— Stated problem —
Print the listing in its entirety and exactly, leaving out images.

— Source data —
-*-*-
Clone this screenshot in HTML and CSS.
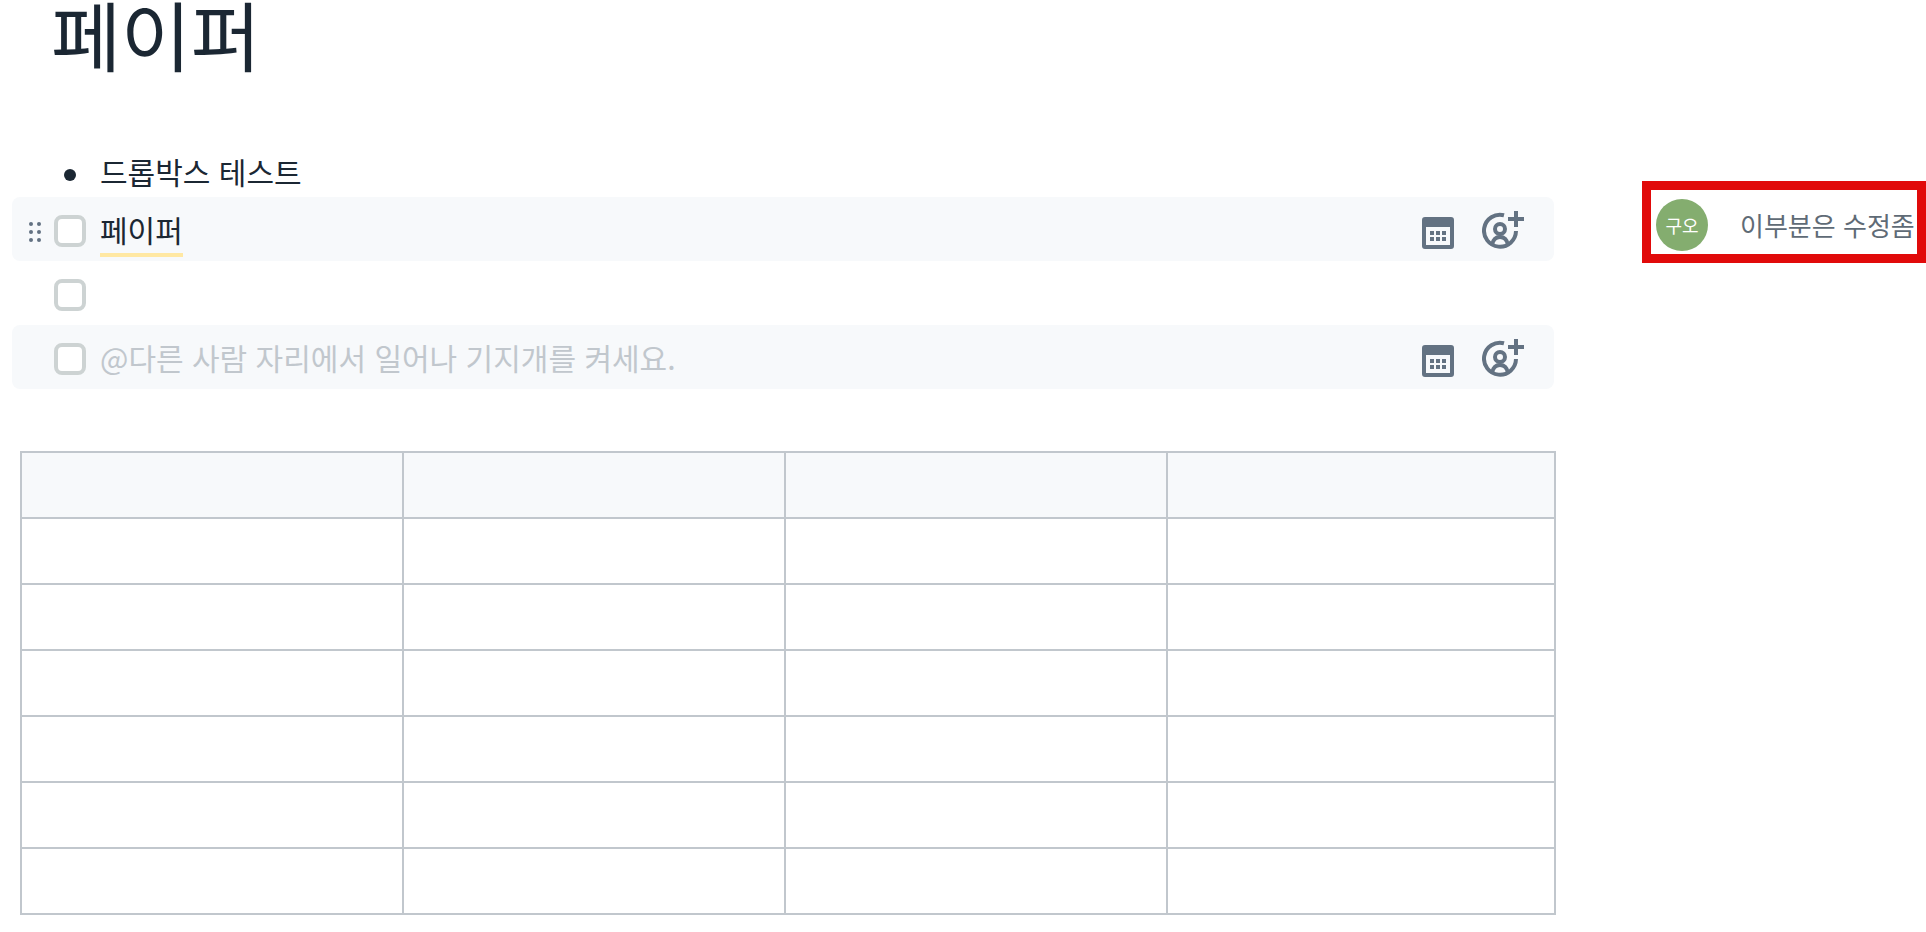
FILE: index.html
```html
<!DOCTYPE html>
<html lang="ko">
<head>
<meta charset="utf-8">
<title>페이퍼</title>
<link rel="stylesheet" href="styles.css">
</head>
<body>
<svg class="sprite" aria-hidden="true">
  <symbol id="calendar" viewBox="0 0 32 32">
    <path fill-rule="evenodd" d="M3 0H29Q32 0 32 3V29Q32 32 29 32H3Q0 32 0 29V3Q0 0 3 0ZM4 10V28H28V10Z"/>
    <path d="M8 14h4v4H8zM14 14h4v4h-4zM20 14h4v4h-4zM8 20h4v4H8zM14 20h4v4h-4zM20 20h4v4h-4z"/>
  </symbol>
  <symbol id="assign" viewBox="0 0 42 38">
    <g fill="none" stroke="currentColor" stroke-width="4">
      <path d="M22 4.200A16 16 0 1 0 34 20"/>
      <circle cx="18" cy="18" r="5"/>
      <path d="M10 34C11 28.500 14 26 18 26S25 28.500 26 34"/>
      <path d="M34 0V16M26 8H42"/>
    </g>
  </symbol>
</svg>
<div class="page">
  <main class="doc">
    <h1 class="title">페이퍼</h1>
    <ul class="bullets">
      <li class="bullet">드롭박스 테스트</li>
    </ul>
    <ul class="tasks">
      <li class="task task-shaded">
        <button class="grip" type="button" aria-label="이동">
          <svg width="12" height="20" viewBox="0 0 12 20"><circle cx="2" cy="2" r="2"/><circle cx="10" cy="2" r="2"/><circle cx="2" cy="10" r="2"/><circle cx="10" cy="10" r="2"/><circle cx="2" cy="18" r="2"/><circle cx="10" cy="18" r="2"/></svg>
        </button>
        <input class="check" type="checkbox" id="task-1">
        <label class="task-text task-label" for="task-1"><span class="commented">페이퍼</span></label>
        <button class="action" type="button" aria-label="마감일"><svg class="icon-calendar"><use href="#calendar"/></svg></button>
        <button class="action" type="button" aria-label="담당자"><svg class="icon-assign"><use href="#assign"/></svg></button>
      </li>
      <li class="task">
        <input class="check" type="checkbox" aria-label="할 일">
      </li>
      <li class="task task-shaded">
        <input class="check" type="checkbox" aria-label="새 할 일">
        <input class="task-text task-input" type="text" aria-label="할 일 내용" placeholder="@다른 사람 자리에서 일어나 기지개를 켜세요.">
        <button class="action" type="button" aria-label="마감일"><svg class="icon-calendar"><use href="#calendar"/></svg></button>
        <button class="action" type="button" aria-label="담당자"><svg class="icon-assign"><use href="#assign"/></svg></button>
      </li>
    </ul>
    <table class="grid">
      <thead>
        <tr><th></th><th></th><th></th><th></th></tr>
      </thead>
      <tbody>
        <tr><td></td><td></td><td></td><td></td></tr>
        <tr><td></td><td></td><td></td><td></td></tr>
        <tr><td></td><td></td><td></td><td></td></tr>
        <tr><td></td><td></td><td></td><td></td></tr>
        <tr><td></td><td></td><td></td><td></td></tr>
        <tr><td></td><td></td><td></td><td></td></tr>
      </tbody>
    </table>
  </main>
  <aside class="comments">
    <div class="comment">
      <span class="avatar">구오</span>
      <p class="comment-text">이부분은 수정좀</p>
    </div>
  </aside>
</div>
</body>
</html>
```

FILE: styles.css
```css
* {
  box-sizing: border-box;
}

body {
  margin: 0;
  background: #fff;
  color: #1b2733;
  font: 30px/48px "Noto Sans CJK KR", sans-serif;
}

.sprite {
  position: absolute;
  width: 0;
  height: 0;
}

.page {
  display: grid;
  grid-template-columns: minmax(0, 1fr) 284px;
  column-gap: 86px;
}

.title {
  margin: 0;
  padding-left: 51px;
  font-size: 76px;
  font-weight: 400;
  line-height: 66px;
}

.bullets,
.tasks {
  margin: 0;
  padding: 0;
  list-style: none;
}

.bullets {
  padding: 83px 0 4px 64px;
}

.bullet {
  display: flex;
  align-items: center;
  gap: 24px;
  line-height: 44px;
}

.bullet::before {
  content: "";
  width: 12px;
  height: 12px;
  margin-top: 8px;
  border-radius: 50%;
  background: #1b2733;
}

.tasks {
  padding: 0 2px 0 12px;
}

.task {
  position: relative;
  display: flex;
  align-items: center;
  height: 64px;
  padding: 0 30px 0 42px;
  border-radius: 8px;
}

.task-shaded {
  background: #f7f9fb;
}

.grip {
  position: absolute;
  left: 17px;
  top: 25px;
  display: flex;
  padding: 0;
  border: 0;
  background: none;
  fill: #637282;
}

.check {
  appearance: none;
  width: 32px;
  height: 32px;
  margin: 4px 14px 0 0;
  border: 4px solid #cdd3d3;
  border-radius: 8px;
  background: #fff;
}

.task-text {
  flex: 1;
  min-width: 0;
}

.task-label {
  padding-top: 4px;
}

.commented {
  display: inline-block;
  border-bottom: 4px solid #ffe8a3;
}

.task-input {
  height: 48px;
  padding: 0;
  border: 0;
  background: none;
  color: #1b2733;
  font: inherit;
}

.task-input::placeholder {
  color: #c1c7cd;
  opacity: 1;
}

.action {
  display: flex;
  align-items: flex-end;
  height: 40px;
  margin: 0 0 0 28px;
  padding: 0;
  border: 0;
  background: none;
  color: #637282;
  fill: #637282;
}

.icon-calendar {
  width: 32px;
  height: 32px;
}

.icon-assign {
  width: 42px;
  height: 38px;
}

.grid {
  width: calc(100% - 20px);
  margin: 62px 0 0 20px;
  border-collapse: collapse;
  table-layout: fixed;
}

.grid th,
.grid td {
  height: 66px;
  padding: 0;
  border: 2px solid #c1c7cd;
}

.grid th {
  background: #f7f9fb;
}

.grid th:not(:last-child) {
  width: 24.9%;
}

.comments {
  padding-top: 181px;
}

.comment {
  display: flex;
  align-items: center;
  gap: 32px;
  height: 82px;
  padding: 6px 0 0 5px;
  border: 9px solid #e10a0a;
  overflow: hidden;
}

.avatar {
  flex: none;
  width: 52px;
  height: 52px;
  border-radius: 50%;
  background: #84ad6f;
  color: #fff;
  font-size: 18px;
  line-height: 52px;
  text-align: center;
}

.comment-text {
  margin: 0;
  color: #5f6b76;
  font-size: 26px;
  line-height: 40px;
  white-space: nowrap;
}
```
-*-*-
— Result for this exercise —
Clone this screenshot in HTML and CSS.
FILE: index.html
```html
<!DOCTYPE html>
<html lang="ko">
<head>
<meta charset="utf-8">
<title>페이퍼</title>
<link rel="stylesheet" href="styles.css">
</head>
<body>
<svg class="sprite" aria-hidden="true">
  <symbol id="calendar" viewBox="0 0 32 32">
    <path fill-rule="evenodd" d="M3 0H29Q32 0 32 3V29Q32 32 29 32H3Q0 32 0 29V3Q0 0 3 0ZM4 10V28H28V10Z"/>
    <path d="M8 14h4v4H8zM14 14h4v4h-4zM20 14h4v4h-4zM8 20h4v4H8zM14 20h4v4h-4zM20 20h4v4h-4z"/>
  </symbol>
  <symbol id="assign" viewBox="0 0 42 38">
    <g fill="none" stroke="currentColor" stroke-width="4">
      <path d="M22 4.200A16 16 0 1 0 34 20"/>
      <circle cx="18" cy="18" r="5"/>
      <path d="M10 34C11 28.500 14 26 18 26S25 28.500 26 34"/>
      <path d="M34 0V16M26 8H42"/>
    </g>
  </symbol>
</svg>
<div class="page">
  <main class="doc">
    <h1 class="title">페이퍼</h1>
    <ul class="bullets">
      <li class="bullet">드롭박스 테스트</li>
    </ul>
    <ul class="tasks">
      <li class="task task-shaded">
        <button class="grip" type="button" aria-label="이동">
          <svg width="12" height="20" viewBox="0 0 12 20"><circle cx="2" cy="2" r="2"/><circle cx="10" cy="2" r="2"/><circle cx="2" cy="10" r="2"/><circle cx="10" cy="10" r="2"/><circle cx="2" cy="18" r="2"/><circle cx="10" cy="18" r="2"/></svg>
        </button>
        <input class="check" type="checkbox" id="task-1">
        <label class="task-text task-label" for="task-1"><span class="commented">페이퍼</span></label>
        <button class="action" type="button" aria-label="마감일"><svg class="icon-calendar"><use href="#calendar"/></svg></button>
        <button class="action" type="button" aria-label="담당자"><svg class="icon-assign"><use href="#assign"/></svg></button>
      </li>
      <li class="task">
        <input class="check" type="checkbox" aria-label="할 일">
      </li>
      <li class="task task-shaded">
        <input class="check" type="checkbox" aria-label="새 할 일">
        <input class="task-text task-input" type="text" aria-label="할 일 내용" placeholder="@다른 사람 자리에서 일어나 기지개를 켜세요.">
        <button class="action" type="button" aria-label="마감일"><svg class="icon-calendar"><use href="#calendar"/></svg></button>
        <button class="action" type="button" aria-label="담당자"><svg class="icon-assign"><use href="#assign"/></svg></button>
      </li>
    </ul>
    <table class="grid">
      <thead>
        <tr><th></th><th></th><th></th><th></th></tr>
      </thead>
      <tbody>
        <tr><td></td><td></td><td></td><td></td></tr>
        <tr><td></td><td></td><td></td><td></td></tr>
        <tr><td></td><td></td><td></td><td></td></tr>
        <tr><td></td><td></td><td></td><td></td></tr>
        <tr><td></td><td></td><td></td><td></td></tr>
        <tr><td></td><td></td><td></td><td></td></tr>
      </tbody>
    </table>
  </main>
  <aside class="comments">
    <div class="comment">
      <span class="avatar">구오</span>
      <p class="comment-text">이부분은 수정좀</p>
    </div>
  </aside>
</div>
</body>
</html>
```

FILE: styles.css
```css
* {
  box-sizing: border-box;
}

body {
  margin: 0;
  background: #fff;
  color: #1b2733;
  font: 30px/48px "Noto Sans CJK KR", sans-serif;
}

.sprite {
  position: absolute;
  width: 0;
  height: 0;
}

.page {
  display: grid;
  grid-template-columns: minmax(0, 1fr) 284px;
  column-gap: 86px;
}

.title {
  margin: 0;
  padding-left: 51px;
  font-size: 76px;
  font-weight: 400;
  line-height: 66px;
}

.bullets,
.tasks {
  margin: 0;
  padding: 0;
  list-style: none;
}

.bullets {
  padding: 83px 0 4px 64px;
}

.bullet {
  display: flex;
  align-items: center;
  gap: 24px;
  line-height: 44px;
}

.bullet::before {
  content: "";
  width: 12px;
  height: 12px;
  margin-top: 8px;
  border-radius: 50%;
  background: #1b2733;
}

.tasks {
  padding: 0 2px 0 12px;
}

.task {
  position: relative;
  display: flex;
  align-items: center;
  height: 64px;
  padding: 0 30px 0 42px;
  border-radius: 8px;
}

.task-shaded {
  background: #f7f9fb;
}

.grip {
  position: absolute;
  left: 17px;
  top: 25px;
  display: flex;
  padding: 0;
  border: 0;
  background: none;
  fill: #637282;
}

.check {
  appearance: none;
  width: 32px;
  height: 32px;
  margin: 4px 14px 0 0;
  border: 4px solid #cdd3d3;
  border-radius: 8px;
  background: #fff;
}

.task-text {
  flex: 1;
  min-width: 0;
}

.task-label {
  padding-top: 4px;
}

.commented {
  display: inline-block;
  border-bottom: 4px solid #ffe8a3;
}

.task-input {
  height: 48px;
  padding: 0;
  border: 0;
  background: none;
  color: #1b2733;
  font: inherit;
}

.task-input::placeholder {
  color: #c1c7cd;
  opacity: 1;
}

.action {
  display: flex;
  align-items: flex-end;
  height: 40px;
  margin: 0 0 0 28px;
  padding: 0;
  border: 0;
  background: none;
  color: #637282;
  fill: #637282;
}

.icon-calendar {
  width: 32px;
  height: 32px;
}

.icon-assign {
  width: 42px;
  height: 38px;
}

.grid {
  width: calc(100% - 20px);
  margin: 62px 0 0 20px;
  border-collapse: collapse;
  table-layout: fixed;
}

.grid th,
.grid td {
  height: 66px;
  padding: 0;
  border: 2px solid #c1c7cd;
}

.grid th {
  background: #f7f9fb;
}

.grid th:not(:last-child) {
  width: 24.9%;
}

.comments {
  padding-top: 181px;
}

.comment {
  display: flex;
  align-items: center;
  gap: 32px;
  height: 82px;
  padding: 6px 0 0 5px;
  border: 9px solid #e10a0a;
  overflow: hidden;
}

.avatar {
  flex: none;
  width: 52px;
  height: 52px;
  border-radius: 50%;
  background: #84ad6f;
  color: #fff;
  font-size: 18px;
  line-height: 52px;
  text-align: center;
}

.comment-text {
  margin: 0;
  color: #5f6b76;
  font-size: 26px;
  line-height: 40px;
  white-space: nowrap;
}
```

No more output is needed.